[start Dataset records]

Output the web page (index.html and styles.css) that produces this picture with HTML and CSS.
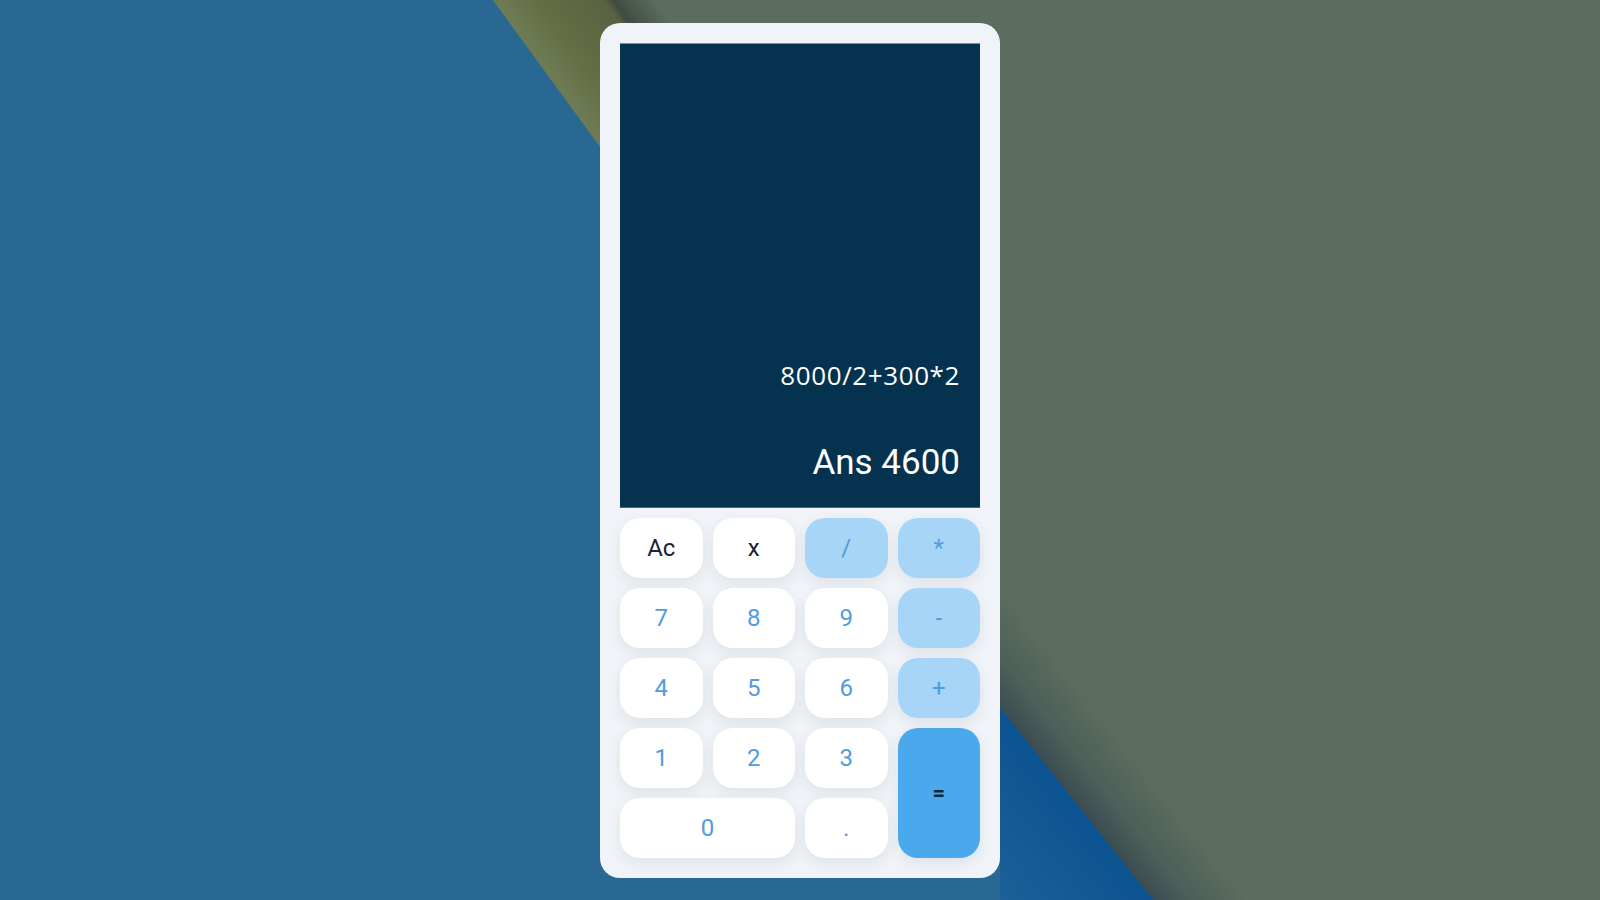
FILE: index.html
```html
<!DOCTYPE html>
<html lang="en">
<head>
<meta charset="utf-8">
<title>Calculator</title>
<link rel="stylesheet" href="styles.css">
</head>
<body>
  <div class="calculator">
    <div class="display">
      <div class="expression">8000/2+300*2</div>
      <div class="result">Ans 4600</div>
    </div>
    <div class="keys">
      <button class="key key-fn">Ac</button>
      <button class="key key-fn">x</button>
      <button class="key key-op">/</button>
      <button class="key key-op">*</button>
      <button class="key">7</button>
      <button class="key">8</button>
      <button class="key">9</button>
      <button class="key key-op">-</button>
      <button class="key">4</button>
      <button class="key">5</button>
      <button class="key">6</button>
      <button class="key key-op">+</button>
      <button class="key">1</button>
      <button class="key">2</button>
      <button class="key">3</button>
      <button class="key key-eq">=</button>
      <button class="key key-zero">0</button>
      <button class="key">.</button>
    </div>
  </div>
</body>
</html>
```
FILE: styles.css
```css
html, body {
  margin: 0;
  padding: 0;
  height: 100%;
}

body {
  display: flex;
  justify-content: center;
  align-items: center;
  font-family: Roboto, "Liberation Sans", Arial, sans-serif;
  background:
    linear-gradient(53.9deg, rgba(0,0,0,0) 77.4%, #6e7c55 77.5%, #646d45 82.5%, #5a6140 89.5%, #3f4b42 90.5%, rgba(91,109,94,0) 95%) 0 0 / 700px 300px no-repeat,
    linear-gradient(51.5deg, #1d6099 0%, #145a96 8%, #0c5391 16.6%, #3a4d53 16.7%, #4d6059 21%, #5b6d5e 27%) 1000px 500px / 600px 400px no-repeat,
    linear-gradient(53.9deg, #286892 50.95%, #5b6d5e 50.95%);
}

.calculator {
  width: 400px;
  height: 855px;
  box-sizing: border-box;
  padding: 20px;
  background: #f0f4f8;
  border-radius: 20px;
  display: flex;
  flex-direction: column;
  gap: 10px;
}

.display {
  height: 465px;
  box-sizing: border-box;
  background: #05324f;
  border-top: 1px solid #7d8fa3;
  border-bottom: 1px solid #41698a;
  display: flex;
  flex-direction: column;
  justify-content: flex-end;
  align-items: flex-end;
  padding: 0 20px 27px;
  color: #ffffff;
}

.expression {
  font-family: "Open Sans", "Liberation Sans", sans-serif;
  font-size: 26px;
  line-height: 1;
  letter-spacing: 0.6px;
  margin-bottom: 57px;
}

.result {
  font-family: Roboto, sans-serif;
  font-size: 35px;
  line-height: 1;
}

.keys {
  flex: 1;
  display: grid;
  grid-template-columns: repeat(4, 1fr);
  grid-template-rows: repeat(5, 60px);
  gap: 10px;
}

.key {
  border: none;
  margin: 0;
  padding: 0;
  border-radius: 20px;
  background: #ffffff;
  color: #4d9de0;
  font-family: Roboto, sans-serif;
  font-size: 24px;
  box-shadow: 0 5px 14px rgba(40, 50, 70, 0.09);
  display: flex;
  align-items: center;
  justify-content: center;
}

.key-fn {
  color: #1c2333;
}

.key-op {
  background: #a6d5f8;
  color: #4d9de0;
}

.key-eq {
  grid-row: span 2;
  background: #4aa8ec;
  color: #0b2742;
  font-weight: 700;
  font-size: 22px;
}

.key-zero {
  grid-column: span 2;
}
```
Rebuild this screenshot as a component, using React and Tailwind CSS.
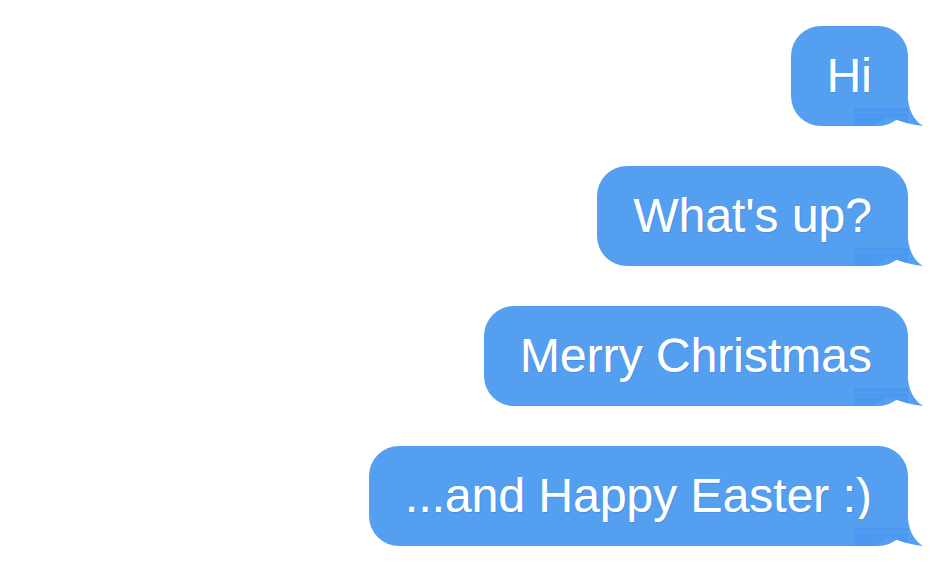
import { useId } from "react";

const messages = ["Hi", "What's up?", "Merry Christmas", "...and Happy Easter :)"];

const Tail = () => {
  const id = useId().replace(/:/g, "");
  return (
    <svg
      className="absolute right-[-18px] bottom-[-1px] w-[76px] h-[28px]"
      viewBox="0 0 76 28"
    >
      <defs>
        <clipPath id={`tail-${id}`}>
          <path d="M58 0 Q60 19 73 27 Q55 25 38 17 Q30 24 20 27 L0 27 L0 0 Z" />
        </clipPath>
      </defs>
      <path
        d="M58 0 Q60 19 73 27 Q55 25 38 17 Q30 24 20 27 L0 27 L0 0 Z"
        fill="#559ff1"
      />
      <g clipPath={`url(#tail-${id})`}>
        <rect x="4" y="9" width="54" height="18" fill="#4b98f0" />
        <rect x="4" y="13" width="54" height="1" fill="#549ef2" />
        <rect x="4" y="18" width="54" height="1" fill="#4e9af1" />
      </g>
    </svg>
  );
};

const Bubble = ({ text }) => {
  return (
    <div className="relative">
      <div className="relative z-10 bg-[#559ff1] rounded-[30px] px-9 py-[26px] text-white text-[48px] leading-[48px] whitespace-nowrap [text-shadow:1px_1px_0_#4a8fe2,0_0_0.5px_#ffffff]">
        {text}
      </div>
      <div className="absolute inset-0 z-20 pointer-events-none">
        <Tail />
      </div>
    </div>
  );
};

export default function App() {
  return (
    <div
      className="min-h-screen w-full bg-white flex flex-col items-end gap-10 pt-[26px] pr-[42px]"
      style={{ fontFamily: '"Liberation Sans", Arial, sans-serif' }}
    >
      {messages.map((m) => (
        <Bubble key={m} text={m} />
      ))}
    </div>
  );
}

[end Dataset records]

Write out each line again precisely as it appears, skipping every picture.

Output the web page (index.html and styles.css) that produces this picture with HTML and CSS.
FILE: index.html
```html
<!DOCTYPE html>
<html lang="en">
<head>
<meta charset="utf-8">
<title>Calculator</title>
<link rel="stylesheet" href="styles.css">
</head>
<body>
  <div class="calculator">
    <div class="display">
      <div class="expression">8000/2+300*2</div>
      <div class="result">Ans 4600</div>
    </div>
    <div class="keys">
      <button class="key key-fn">Ac</button>
      <button class="key key-fn">x</button>
      <button class="key key-op">/</button>
      <button class="key key-op">*</button>
      <button class="key">7</button>
      <button class="key">8</button>
      <button class="key">9</button>
      <button class="key key-op">-</button>
      <button class="key">4</button>
      <button class="key">5</button>
      <button class="key">6</button>
      <button class="key key-op">+</button>
      <button class="key">1</button>
      <button class="key">2</button>
      <button class="key">3</button>
      <button class="key key-eq">=</button>
      <button class="key key-zero">0</button>
      <button class="key">.</button>
    </div>
  </div>
</body>
</html>
```
FILE: styles.css
```css
html, body {
  margin: 0;
  padding: 0;
  height: 100%;
}

body {
  display: flex;
  justify-content: center;
  align-items: center;
  font-family: Roboto, "Liberation Sans", Arial, sans-serif;
  background:
    linear-gradient(53.9deg, rgba(0,0,0,0) 77.4%, #6e7c55 77.5%, #646d45 82.5%, #5a6140 89.5%, #3f4b42 90.5%, rgba(91,109,94,0) 95%) 0 0 / 700px 300px no-repeat,
    linear-gradient(51.5deg, #1d6099 0%, #145a96 8%, #0c5391 16.6%, #3a4d53 16.7%, #4d6059 21%, #5b6d5e 27%) 1000px 500px / 600px 400px no-repeat,
    linear-gradient(53.9deg, #286892 50.95%, #5b6d5e 50.95%);
}

.calculator {
  width: 400px;
  height: 855px;
  box-sizing: border-box;
  padding: 20px;
  background: #f0f4f8;
  border-radius: 20px;
  display: flex;
  flex-direction: column;
  gap: 10px;
}

.display {
  height: 465px;
  box-sizing: border-box;
  background: #05324f;
  border-top: 1px solid #7d8fa3;
  border-bottom: 1px solid #41698a;
  display: flex;
  flex-direction: column;
  justify-content: flex-end;
  align-items: flex-end;
  padding: 0 20px 27px;
  color: #ffffff;
}

.expression {
  font-family: "Open Sans", "Liberation Sans", sans-serif;
  font-size: 26px;
  line-height: 1;
  letter-spacing: 0.6px;
  margin-bottom: 57px;
}

.result {
  font-family: Roboto, sans-serif;
  font-size: 35px;
  line-height: 1;
}

.keys {
  flex: 1;
  display: grid;
  grid-template-columns: repeat(4, 1fr);
  grid-template-rows: repeat(5, 60px);
  gap: 10px;
}

.key {
  border: none;
  margin: 0;
  padding: 0;
  border-radius: 20px;
  background: #ffffff;
  color: #4d9de0;
  font-family: Roboto, sans-serif;
  font-size: 24px;
  box-shadow: 0 5px 14px rgba(40, 50, 70, 0.09);
  display: flex;
  align-items: center;
  justify-content: center;
}

.key-fn {
  color: #1c2333;
}

.key-op {
  background: #a6d5f8;
  color: #4d9de0;
}

.key-eq {
  grid-row: span 2;
  background: #4aa8ec;
  color: #0b2742;
  font-weight: 700;
  font-size: 22px;
}

.key-zero {
  grid-column: span 2;
}
```
Rebuild this screenshot as a component, using React and Tailwind CSS.
import { useId } from "react";

const messages = ["Hi", "What's up?", "Merry Christmas", "...and Happy Easter :)"];

const Tail = () => {
  const id = useId().replace(/:/g, "");
  return (
    <svg
      className="absolute right-[-18px] bottom-[-1px] w-[76px] h-[28px]"
      viewBox="0 0 76 28"
    >
      <defs>
        <clipPath id={`tail-${id}`}>
          <path d="M58 0 Q60 19 73 27 Q55 25 38 17 Q30 24 20 27 L0 27 L0 0 Z" />
        </clipPath>
      </defs>
      <path
        d="M58 0 Q60 19 73 27 Q55 25 38 17 Q30 24 20 27 L0 27 L0 0 Z"
        fill="#559ff1"
      />
      <g clipPath={`url(#tail-${id})`}>
        <rect x="4" y="9" width="54" height="18" fill="#4b98f0" />
        <rect x="4" y="13" width="54" height="1" fill="#549ef2" />
        <rect x="4" y="18" width="54" height="1" fill="#4e9af1" />
      </g>
    </svg>
  );
};

const Bubble = ({ text }) => {
  return (
    <div className="relative">
      <div className="relative z-10 bg-[#559ff1] rounded-[30px] px-9 py-[26px] text-white text-[48px] leading-[48px] whitespace-nowrap [text-shadow:1px_1px_0_#4a8fe2,0_0_0.5px_#ffffff]">
        {text}
      </div>
      <div className="absolute inset-0 z-20 pointer-events-none">
        <Tail />
      </div>
    </div>
  );
};

export default function App() {
  return (
    <div
      className="min-h-screen w-full bg-white flex flex-col items-end gap-10 pt-[26px] pr-[42px]"
      style={{ fontFamily: '"Liberation Sans", Arial, sans-serif' }}
    >
      {messages.map((m) => (
        <Bubble key={m} text={m} />
      ))}
    </div>
  );
}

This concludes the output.